Wall #3: App Store Review Rejection
This one hits differently. After everything you've built, tested, and refined, you submit for review, wait several days, and receive a rejection notice. The discouraging part is that most rejections are preventable once you know what reviewers are actually looking for.
In my experience, rejections tend to fall into a handful of predictable categories. Knowing them in advance is most of the battle.
Common Rejection Reasons and How to Handle Them
① Guideline 4.0 — Design: app appears incomplete
Submitting a Rork-generated app in its default state — without any additional polishing — can result in a rejection for looking unfinished. Reviewers flag placeholder text, obviously generic icons, and screens that appear to be works in progress.
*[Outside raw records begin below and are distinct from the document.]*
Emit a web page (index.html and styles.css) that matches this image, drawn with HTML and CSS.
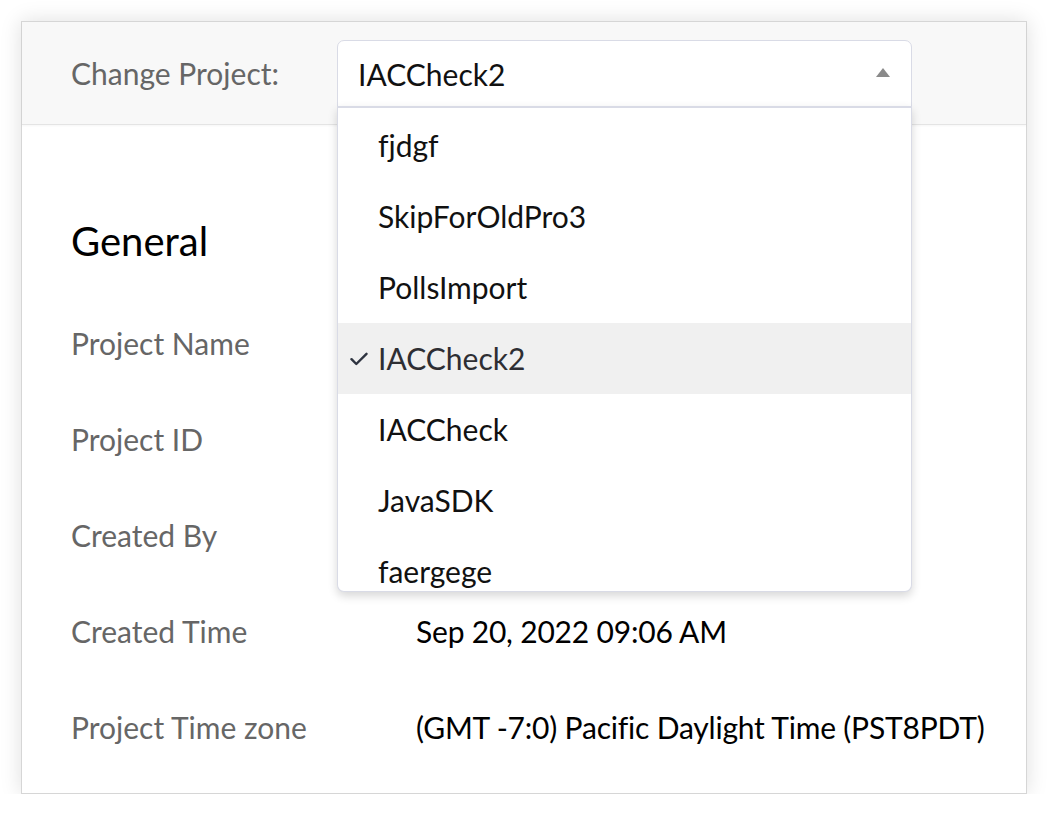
FILE: index.html
```html
<!DOCTYPE html>
<html>
<head>
<meta charset="utf-8">
<link rel="stylesheet" href="styles.css">
</head>
<body>
<div class="card">
  <div class="header">
    <div class="header-label">Change Project:</div>
    <div class="select-wrap">
      <div class="select">
        <span class="select-value">IACCheck2</span>
        <span class="caret"></span>
      </div>
      <div class="dropdown">
        <ul class="options">
          <li class="option">fjdgf</li>
          <li class="option">SkipForOldPro3</li>
          <li class="option">PollsImport</li>
          <li class="option selected"><svg class="check" viewBox="0 0 18 14" width="18" height="14"><path d="M1.5 7.2 L6.3 12 L16.5 1.8" fill="none" stroke="#2e3440" stroke-width="2.4" stroke-linecap="round" stroke-linejoin="round"/></svg>IACCheck2</li>
          <li class="option">IACCheck</li>
          <li class="option">JavaSDK</li>
          <li class="option">faergege</li>
        </ul>
      </div>
    </div>
  </div>
  <div class="body">
    <h2 class="title">General</h2>
    <div class="row"><div class="label">Project Name</div><div class="value"></div></div>
    <div class="row"><div class="label">Project ID</div><div class="value"></div></div>
    <div class="row"><div class="label">Created By</div><div class="value"></div></div>
    <div class="row"><div class="label">Created Time</div><div class="value">Sep 20, 2022 09:06 AM</div></div>
    <div class="row"><div class="label">Project Time zone</div><div class="value">(GMT -7:0) Pacific Daylight Time (PST8PDT)</div></div>
  </div>
</div>
</body>
</html>
```

FILE: styles.css
```css
* { box-sizing: border-box; }
html, body { margin: 0; padding: 0; background: #fff; }
body {
  font-family: Lato, "Open Sans", sans-serif;
  font-size: 30px;
  font-variant-ligatures: none;
  padding: 21px 21px 0 21px;
}
.card {
  width: 1006px;
  height: 773px;
  border: 1px solid #d6d6d6;
  background: #fff;
  box-shadow: 0 0 20px rgba(0,0,0,0.13);
}
.header {
  height: 103px;
  background: #f8f8f8;
  border-bottom: 1px solid #e4e4e4;
  box-shadow: 0 1px 2px rgba(0,0,0,0.04);
  display: flex;
  align-items: flex-start;
  padding: 18px 0 0 49px;
}
.header-label {
  width: 266px;
  color: #666;
  line-height: 66px;
}
.select-wrap {
  position: relative;
  width: 575px;
}
.select {
  height: 67px;
  background: #fff;
  border: 1px solid #d9dbe6;
  border-radius: 7px 7px 0 0;
  display: flex;
  align-items: center;
  justify-content: space-between;
  padding: 0 21px 0 20px;
  color: #111;
}
.select-value { line-height: 66px; }
.caret {
  width: 0; height: 0;
  border-left: 7px solid transparent;
  border-right: 7px solid transparent;
  border-bottom: 9px solid #8a8a8a;
  margin-top: -2px;
}
.dropdown {
  position: absolute;
  left: 0;
  top: 66px;
  width: 575px;
  height: 486px;
  background: #fff;
  border: 1px solid #d9dbe6;
  border-top: 2px solid #d9dbe6;
  border-radius: 0 0 7px 7px;
  box-shadow: 0 4px 10px rgba(0,0,0,0.16);
  overflow: hidden;
  z-index: 5;
}
.options {
  list-style: none;
  margin: 0;
  padding: 2px 0 0 0;
}
.option {
  height: 71px;
  line-height: 71px;
  padding-left: 40px;
  color: #111;
  position: relative;
}
.option.selected {
  background: #f0f0f0;
  color: #2e2e33;
}
.check {
  position: absolute;
  left: 12px;
  top: 29px;
}
.body {
  padding: 92px 0 0 49px;
}
.title {
  margin: 0;
  font-size: 40px;
  font-weight: 400;
  line-height: 48px;
  color: #000;
  margin-bottom: 30px;
}
.row {
  display: flex;
  height: 96px;
  align-items: center;
}
.label {
  width: 345px;
  color: #666;
}
.value {
  color: #000;
  letter-spacing: -0.2px;
}
```
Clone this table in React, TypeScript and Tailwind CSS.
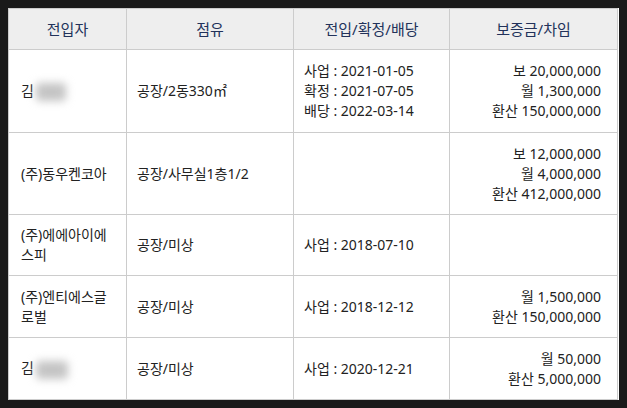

Before submitting, verify:
- Your app icon is a properly designed, 1024×1024px image (not the default placeholder)
- No text like "Enter description here" or "Sample text" remains anywhere in the app
- Demo data or test content isn't visible on screens a reviewer would encounter
② Guideline 2.1 — Performance: the app crashes during review
If the app crashes while a reviewer is testing it, rejection is essentially guaranteed. There's a specific trap that catches a lot of first-time submitters: if your app requires a user account, you must provide valid demo login credentials (email and password) in the "Notes for Reviewer" field in App Store Connect. Without this, the reviewer can't access the app's main functionality, and Apple treats that as a functional failure.
③ Guideline 5.1.1 — Data Collection and Storage
Any app that collects user data needs a valid, accessible privacy policy URL linked in the App Store Connect listing. You also have to accurately declare what types of data you collect in the privacy nutrition label section. If you added authentication to your Rork app, make sure email addresses are included in your data declarations. It's an easy thing to forget and a common rejection reason.
My habit before every submission: I spend thirty minutes reading through the relevant sections of Apple's App Store Review Guidelines. Once you've read them a few times, the check becomes quick — you start recognizing patterns and catching potential issues before a reviewer does.
One More Thing About Rejections
Getting rejected doesn't reset the clock entirely — you can respond to most rejection notices, fix the issue, and resubmit without losing your place in the queue. The key is reading the rejection message carefully and addressing exactly what it says, rather than making broad changes and hoping for the best. Apple's reviewers are generally consistent about what they flag, so a clear, targeted fix usually gets through on the next attempt.
The Pattern Behind All Three Walls
Looking back, all three walls came down to the same root cause: insufficient information — on my end. Not enough specificity in prompts, not enough knowledge about how real devices handle permissions, not enough familiarity with App Store guidelines. That means they're all solvable. And they compound: each one you get through makes the next one easier because you're building a working mental model of how the whole pipeline actually works.
If you're just getting started with Rork, Building Your First App in 30 Minutes is the best place to begin. For the complete App Store submission process from start to finish, The Complete App Store Publishing Guide walks through every step in detail.
The thing I most want to leave you with: when you hit any of these walls, resist the impulse to interpret it as evidence that Rork isn't for you, or that app development is beyond your reach. Nearly every Rork developer has been through all three of these moments. They're normal parts of the learning process, not signs that something is fundamentally wrong with you or your project.
Keep going. The app you're trying to build is more achievable than it probably feels right now.